The fix passes `ordered = false` (`AbstractGetHandler.kt`), keeping per-resource write
exclusivity via sirix's single-writer lock. The pre-fix server was not re-measured here
(it would require a rebuild); the validation criterion is that the ratio is now far from
the concurrency level and near-flat until CPU saturation.

**Setup.** One database/resource seeded with a 1.71 MB JSON document
(`{"hot":0,"data":[…20,000 objects…]}`) + 5 single-field update revisions (6 revisions
total). Measured request:
`GET /bench-db/big?maxLevel=4&maxChildren=50&withMetaData=nodeKeyAndChildCount`
(~18 KB response). Closed loop from N virtual threads, 5 s warm-up (excluded), 30 s
measured window, every request timed; zero HTTP/transport errors in every run.

### Read-only ladder (6-revision resource)

| Concurrency | Throughput (req/s) | p50 (ms) | p95 (ms) | p99 (ms) | max (ms) | errors |
|---:|---:|---:|---:|---:|---:|---:|
| 1 | 2,155 | 0.41 | 0.87 | 1.19 | 6.5 | 0 |
| 4 | 7,001 | 0.55 | 0.77 | 0.90 | 8.7 | 0 |
| 8 | 8,826 | 0.84 | 1.37 | 1.68 | 9.4 | 0 |
| 16 | 10,451 | 1.36 | 2.68 | 4.17 | 13.3 | 0 |
| 32 | 11,030 | 2.64 | 5.58 | 7.88 | 14.9 | 0 |

### Headline: concurrency ratio

> **p95(c=16) / p95(c=1) = 2.68 ms / 0.87 ms ≈ 3.1×** (old ordered-queue behavior
> approached ~16×). A later same-process re-run on a freshly seeded resource gave
> 2.0 ms / 0.7 ms ≈ **2.9×** (`read-control-reseed.log`), so ~3× is stable.
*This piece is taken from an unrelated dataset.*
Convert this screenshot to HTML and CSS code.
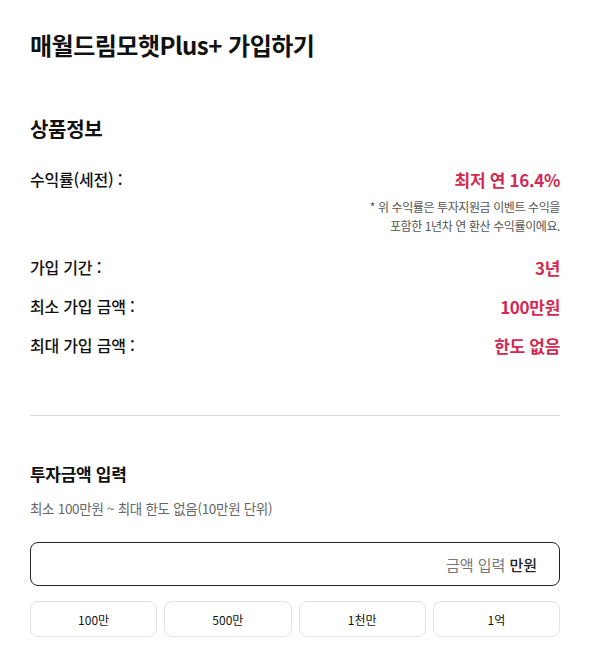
FILE: index.html
```html
<!DOCTYPE html>
<html lang="ko">
<head>
    <meta charset="UTF-8">
    <meta name="viewport" content="width=device-width, initial-scale=1.0">
    <title>매월드림모햇Plus+ 가입하기</title>
    <link rel="stylesheet" href="styles.css">
</head>
<body>
    <div class="page">
        <h1 class="page-title">매월드림모햇Plus+ 가입하기</h1>

        <section class="product">
            <h2 class="section-title">상품정보</h2>

            <div class="info-row">
                <span class="info-label">수익률(세전) :</span>
                <span class="info-value">최저 연 16.4%</span>
            </div>
            <p class="info-note">* 위 수익률은 투자지원금 이벤트 수익을<br>포함한 1년차 연 환산 수익률이에요.</p>

            <div class="info-row">
                <span class="info-label">가입 기간 :</span>
                <span class="info-value">3년</span>
            </div>
            <div class="info-row">
                <span class="info-label">최소 가입 금액 :</span>
                <span class="info-value">100만원</span>
            </div>
            <div class="info-row">
                <span class="info-label">최대 가입 금액 :</span>
                <span class="info-value">한도 없음</span>
            </div>
        </section>

        <hr class="divider">

        <section class="invest">
            <h2 class="invest-title">투자금액 입력</h2>
            <p class="invest-hint">최소 100만원 ~ 최대 한도 없음(10만원 단위)</p>

            <div class="amount-box">
                <input type="text" class="amount-input" placeholder="금액 입력">
                <span class="amount-unit">만원</span>
            </div>

            <div class="quick-buttons">
                <button class="quick-btn">100만</button>
                <button class="quick-btn">500만</button>
                <button class="quick-btn">1천만</button>
                <button class="quick-btn">1억</button>
            </div>
        </section>
    </div>
</body>
</html>
```

FILE: styles.css
```css
body {
    margin: 0;
    font-family: 'Noto Sans CJK KR', 'Noto Sans', sans-serif;
    color: #111;
    background: #fff;
}

.page {
    width: 530px;
    padding: 0 0 0 30px;
}

.page-title {
    margin: 30px 0 0;
    font-size: 24px;
    line-height: 30px;
    font-weight: 700;
    letter-spacing: -0.5px;
}

.product {
    margin-top: 55px;
}

.section-title {
    margin: 0 0 24px;
    font-size: 20px;
    line-height: 28px;
    font-weight: 700;
    letter-spacing: -0.3px;
}

.info-row {
    display: flex;
    justify-content: space-between;
    align-items: center;
    height: 24px;
    margin-bottom: 15px;
}

.info-label {
    font-size: 16px;
    font-weight: 500;
    letter-spacing: -0.2px;
}

.info-value {
    font-size: 17px;
    font-weight: 700;
    color: #d22a52;
    letter-spacing: -0.3px;
}

.info-note {
    margin: -9px 0 20px;
    text-align: right;
    font-size: 12px;
    line-height: 19px;
    color: #555;
    letter-spacing: -0.4px;
}

.info-row:last-child {
    margin-bottom: 0;
}

.divider {
    margin: 58px 0 0;
    border: 0;
    border-top: 1px solid #d9d9d9;
}

.invest {
    margin-top: 45px;
}

.invest-title {
    margin: 0;
    font-size: 17px;
    line-height: 26px;
    font-weight: 700;
    letter-spacing: -0.3px;
}

.invest-hint {
    margin: 11px 0 0;
    font-size: 13.5px;
    line-height: 20px;
    color: #666;
    letter-spacing: -0.3px;
}

.amount-box {
    display: flex;
    align-items: center;
    height: 42px;
    margin-top: 24px;
    padding: 0 22px 0 16px;
    border: 1px solid #222;
    border-radius: 8px;
}

.amount-input {
    flex: 1;
    border: 0;
    outline: none;
    text-align: right;
    font-family: inherit;
    font-size: 15px;
    color: #111;
    background: transparent;
    padding: 0 4px 0 0;
}

.amount-input::placeholder {
    color: #777;
}

.amount-unit {
    font-size: 15px;
    font-weight: 500;
    color: #222;
}

.quick-buttons {
    display: grid;
    grid-template-columns: repeat(4, 1fr);
    gap: 7px;
    margin-top: 15px;
}

.quick-btn {
    height: 36px;
    border: 1px solid #e2e2e2;
    border-radius: 8px;
    background: #fff;
    font-family: inherit;
    font-size: 12px;
    font-weight: 400;
    color: #111;
}
```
Throughput scales 1→16 by 4.85× and only +5.5% from 16→32 while p95 doubles — classic
CPU saturation (client and server share the 20 hardware threads), not queue serialization.
Minor oddity: p95(c=4)=0.77 ms is *below* p95(c=1)=0.87 ms; the c=1 run executed first
on the freshly started server, so its tail still contains some JIT/page-cache warmth —
if anything the true ratio is slightly better than reported.

### Mixed workload: 16 readers + 1 writer (single-field commit per request)
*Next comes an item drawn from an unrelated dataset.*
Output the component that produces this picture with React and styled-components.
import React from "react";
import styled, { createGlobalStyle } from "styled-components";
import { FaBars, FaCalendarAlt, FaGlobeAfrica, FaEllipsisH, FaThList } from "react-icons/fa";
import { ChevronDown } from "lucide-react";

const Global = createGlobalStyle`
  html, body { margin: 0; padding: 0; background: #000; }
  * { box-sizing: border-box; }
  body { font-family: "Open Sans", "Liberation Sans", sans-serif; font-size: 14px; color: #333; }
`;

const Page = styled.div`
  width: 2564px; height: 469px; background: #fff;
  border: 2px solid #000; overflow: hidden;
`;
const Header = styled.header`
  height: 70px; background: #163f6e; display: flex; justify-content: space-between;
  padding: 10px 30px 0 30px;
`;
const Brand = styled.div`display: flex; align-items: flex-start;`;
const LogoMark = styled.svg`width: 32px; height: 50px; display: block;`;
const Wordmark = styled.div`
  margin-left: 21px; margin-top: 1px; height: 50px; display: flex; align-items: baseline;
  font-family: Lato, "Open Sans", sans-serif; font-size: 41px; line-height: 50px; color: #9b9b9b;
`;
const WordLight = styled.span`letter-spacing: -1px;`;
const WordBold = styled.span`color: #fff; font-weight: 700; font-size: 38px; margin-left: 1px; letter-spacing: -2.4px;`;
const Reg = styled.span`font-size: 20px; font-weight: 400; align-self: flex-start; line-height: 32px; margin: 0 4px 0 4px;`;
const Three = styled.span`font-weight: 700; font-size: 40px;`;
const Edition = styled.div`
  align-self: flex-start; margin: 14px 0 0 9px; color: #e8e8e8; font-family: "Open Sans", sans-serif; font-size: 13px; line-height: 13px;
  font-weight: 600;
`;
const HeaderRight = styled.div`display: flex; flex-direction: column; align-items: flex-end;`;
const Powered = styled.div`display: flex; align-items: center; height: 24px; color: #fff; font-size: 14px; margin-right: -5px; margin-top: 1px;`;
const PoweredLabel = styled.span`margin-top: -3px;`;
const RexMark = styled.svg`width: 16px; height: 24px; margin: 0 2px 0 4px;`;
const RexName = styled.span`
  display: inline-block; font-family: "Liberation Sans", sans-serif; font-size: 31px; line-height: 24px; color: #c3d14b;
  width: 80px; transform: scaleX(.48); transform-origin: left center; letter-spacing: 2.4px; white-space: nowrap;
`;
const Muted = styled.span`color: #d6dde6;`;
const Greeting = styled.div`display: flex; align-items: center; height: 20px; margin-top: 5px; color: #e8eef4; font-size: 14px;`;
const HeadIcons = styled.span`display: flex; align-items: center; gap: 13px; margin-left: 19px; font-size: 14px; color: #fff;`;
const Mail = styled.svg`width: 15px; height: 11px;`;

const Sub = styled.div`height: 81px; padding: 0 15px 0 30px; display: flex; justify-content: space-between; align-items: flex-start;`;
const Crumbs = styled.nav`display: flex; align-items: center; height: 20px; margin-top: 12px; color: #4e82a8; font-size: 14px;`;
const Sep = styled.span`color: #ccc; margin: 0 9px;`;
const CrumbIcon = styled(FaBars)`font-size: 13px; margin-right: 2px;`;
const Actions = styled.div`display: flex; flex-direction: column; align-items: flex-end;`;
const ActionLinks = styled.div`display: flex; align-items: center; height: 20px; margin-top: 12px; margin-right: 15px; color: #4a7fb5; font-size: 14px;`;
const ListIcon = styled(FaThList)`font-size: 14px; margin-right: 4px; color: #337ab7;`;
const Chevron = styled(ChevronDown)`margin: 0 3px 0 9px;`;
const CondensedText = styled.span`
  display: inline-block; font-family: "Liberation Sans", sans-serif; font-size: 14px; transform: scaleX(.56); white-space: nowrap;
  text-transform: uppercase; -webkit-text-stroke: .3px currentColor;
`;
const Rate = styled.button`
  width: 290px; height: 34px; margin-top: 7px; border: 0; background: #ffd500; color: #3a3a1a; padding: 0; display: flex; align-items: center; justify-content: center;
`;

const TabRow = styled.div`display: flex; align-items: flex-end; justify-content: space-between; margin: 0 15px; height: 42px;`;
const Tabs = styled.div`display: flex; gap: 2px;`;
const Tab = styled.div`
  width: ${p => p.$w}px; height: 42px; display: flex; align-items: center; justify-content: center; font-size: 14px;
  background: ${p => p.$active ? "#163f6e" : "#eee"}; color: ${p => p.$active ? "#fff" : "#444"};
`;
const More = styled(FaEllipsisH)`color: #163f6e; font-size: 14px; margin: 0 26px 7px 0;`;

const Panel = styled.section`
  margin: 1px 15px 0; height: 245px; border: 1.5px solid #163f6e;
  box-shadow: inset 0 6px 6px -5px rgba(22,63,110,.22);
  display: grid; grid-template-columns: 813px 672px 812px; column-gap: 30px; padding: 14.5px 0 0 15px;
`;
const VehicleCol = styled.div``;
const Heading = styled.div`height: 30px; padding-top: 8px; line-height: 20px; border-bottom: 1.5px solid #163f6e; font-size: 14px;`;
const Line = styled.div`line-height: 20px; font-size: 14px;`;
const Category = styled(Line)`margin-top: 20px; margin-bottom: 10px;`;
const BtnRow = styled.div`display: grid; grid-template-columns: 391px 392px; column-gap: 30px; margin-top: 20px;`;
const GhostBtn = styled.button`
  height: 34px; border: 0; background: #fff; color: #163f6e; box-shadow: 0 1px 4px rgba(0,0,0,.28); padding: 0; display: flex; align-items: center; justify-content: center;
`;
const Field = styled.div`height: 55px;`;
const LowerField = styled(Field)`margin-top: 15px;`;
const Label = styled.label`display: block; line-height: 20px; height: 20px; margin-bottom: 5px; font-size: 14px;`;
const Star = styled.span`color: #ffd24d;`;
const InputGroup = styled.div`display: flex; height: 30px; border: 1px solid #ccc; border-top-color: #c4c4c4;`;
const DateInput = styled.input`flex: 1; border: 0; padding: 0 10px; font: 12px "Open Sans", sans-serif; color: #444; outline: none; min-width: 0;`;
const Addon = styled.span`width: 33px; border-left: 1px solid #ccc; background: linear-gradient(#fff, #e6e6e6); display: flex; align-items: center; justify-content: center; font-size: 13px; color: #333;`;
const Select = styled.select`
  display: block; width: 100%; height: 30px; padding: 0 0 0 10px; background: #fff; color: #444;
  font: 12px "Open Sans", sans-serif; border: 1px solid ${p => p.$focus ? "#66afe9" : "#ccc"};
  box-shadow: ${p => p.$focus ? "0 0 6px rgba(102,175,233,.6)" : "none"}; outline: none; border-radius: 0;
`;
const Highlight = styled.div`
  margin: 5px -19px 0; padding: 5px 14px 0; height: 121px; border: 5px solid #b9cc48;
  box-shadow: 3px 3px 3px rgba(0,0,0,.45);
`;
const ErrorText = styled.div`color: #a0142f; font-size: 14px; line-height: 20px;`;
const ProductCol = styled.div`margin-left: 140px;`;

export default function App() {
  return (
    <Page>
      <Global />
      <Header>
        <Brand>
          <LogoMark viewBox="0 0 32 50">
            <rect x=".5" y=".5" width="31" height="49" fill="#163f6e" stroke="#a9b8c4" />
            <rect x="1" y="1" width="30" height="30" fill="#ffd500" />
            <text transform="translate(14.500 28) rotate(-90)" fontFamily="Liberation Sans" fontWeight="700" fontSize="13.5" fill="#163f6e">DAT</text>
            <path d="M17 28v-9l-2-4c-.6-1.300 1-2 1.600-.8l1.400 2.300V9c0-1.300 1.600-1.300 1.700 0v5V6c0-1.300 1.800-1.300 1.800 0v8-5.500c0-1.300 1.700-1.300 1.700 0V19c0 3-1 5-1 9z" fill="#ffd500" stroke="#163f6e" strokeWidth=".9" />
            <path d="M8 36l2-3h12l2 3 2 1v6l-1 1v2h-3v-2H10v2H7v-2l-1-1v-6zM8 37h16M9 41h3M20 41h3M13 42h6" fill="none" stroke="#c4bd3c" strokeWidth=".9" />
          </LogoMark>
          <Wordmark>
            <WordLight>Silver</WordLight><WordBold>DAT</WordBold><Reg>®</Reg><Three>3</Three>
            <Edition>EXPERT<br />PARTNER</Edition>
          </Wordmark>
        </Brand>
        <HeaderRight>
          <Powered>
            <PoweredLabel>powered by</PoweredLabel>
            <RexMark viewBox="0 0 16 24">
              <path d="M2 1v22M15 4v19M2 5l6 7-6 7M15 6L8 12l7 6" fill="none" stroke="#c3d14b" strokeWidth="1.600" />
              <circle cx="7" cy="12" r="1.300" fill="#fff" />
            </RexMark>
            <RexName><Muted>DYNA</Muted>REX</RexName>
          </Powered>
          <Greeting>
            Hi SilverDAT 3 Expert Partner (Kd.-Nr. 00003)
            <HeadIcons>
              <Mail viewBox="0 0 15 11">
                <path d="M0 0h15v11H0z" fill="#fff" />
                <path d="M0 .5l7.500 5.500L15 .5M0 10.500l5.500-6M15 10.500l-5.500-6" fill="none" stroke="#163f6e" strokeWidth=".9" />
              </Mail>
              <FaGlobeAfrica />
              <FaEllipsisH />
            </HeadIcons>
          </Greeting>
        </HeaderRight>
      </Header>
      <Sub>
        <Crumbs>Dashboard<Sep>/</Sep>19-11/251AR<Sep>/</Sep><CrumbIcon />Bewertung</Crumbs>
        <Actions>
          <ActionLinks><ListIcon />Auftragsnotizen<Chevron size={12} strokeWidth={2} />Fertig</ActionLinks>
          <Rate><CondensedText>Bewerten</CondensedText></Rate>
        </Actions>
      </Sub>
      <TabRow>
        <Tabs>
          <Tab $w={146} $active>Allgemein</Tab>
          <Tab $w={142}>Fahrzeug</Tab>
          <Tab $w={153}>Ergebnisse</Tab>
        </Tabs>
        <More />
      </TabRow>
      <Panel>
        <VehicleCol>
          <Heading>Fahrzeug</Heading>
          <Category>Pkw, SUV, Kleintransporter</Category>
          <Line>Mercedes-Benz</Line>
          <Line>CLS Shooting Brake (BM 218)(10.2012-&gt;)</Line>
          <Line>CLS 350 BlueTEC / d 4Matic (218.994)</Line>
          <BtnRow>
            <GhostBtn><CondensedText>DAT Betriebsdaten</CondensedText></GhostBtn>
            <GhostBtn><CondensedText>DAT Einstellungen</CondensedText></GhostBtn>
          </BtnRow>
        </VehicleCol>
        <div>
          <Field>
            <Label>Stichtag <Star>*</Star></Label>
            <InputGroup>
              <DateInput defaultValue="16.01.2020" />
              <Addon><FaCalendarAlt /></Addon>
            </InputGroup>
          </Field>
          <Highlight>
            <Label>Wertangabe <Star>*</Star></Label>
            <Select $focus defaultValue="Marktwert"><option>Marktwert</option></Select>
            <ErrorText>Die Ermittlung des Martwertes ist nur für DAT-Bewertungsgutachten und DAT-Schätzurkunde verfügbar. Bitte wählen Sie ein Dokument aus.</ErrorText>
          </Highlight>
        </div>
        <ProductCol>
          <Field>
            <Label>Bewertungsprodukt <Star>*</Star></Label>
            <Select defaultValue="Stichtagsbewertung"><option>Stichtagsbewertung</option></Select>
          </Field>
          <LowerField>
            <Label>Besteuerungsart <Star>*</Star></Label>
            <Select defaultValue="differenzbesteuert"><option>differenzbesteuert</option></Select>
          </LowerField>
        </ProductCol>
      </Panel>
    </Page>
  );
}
| Role | Throughput | p50 (ms) | p95 (ms) | p99 (ms) | max (ms) |
|---|---:|---:|---:|---:|---:|
| 16 readers | 1,791 req/s | 4.7 | 10.8 | 224.1 | 448.7 |
| 1 writer (commits) | 39.1 commits/s | 14.0 | 33.7 | 283.5 | 467.5 |

A single small-commit writer (~39 commits/s) costs the readers ~6× throughput vs the
read-only c=16 run and introduces a heavy tail (p99 224 ms vs 4.2 ms). Part of this is
*not* classic write-contention — see the anomaly below: the commits themselves grow the
revision history, which slows every subsequent read.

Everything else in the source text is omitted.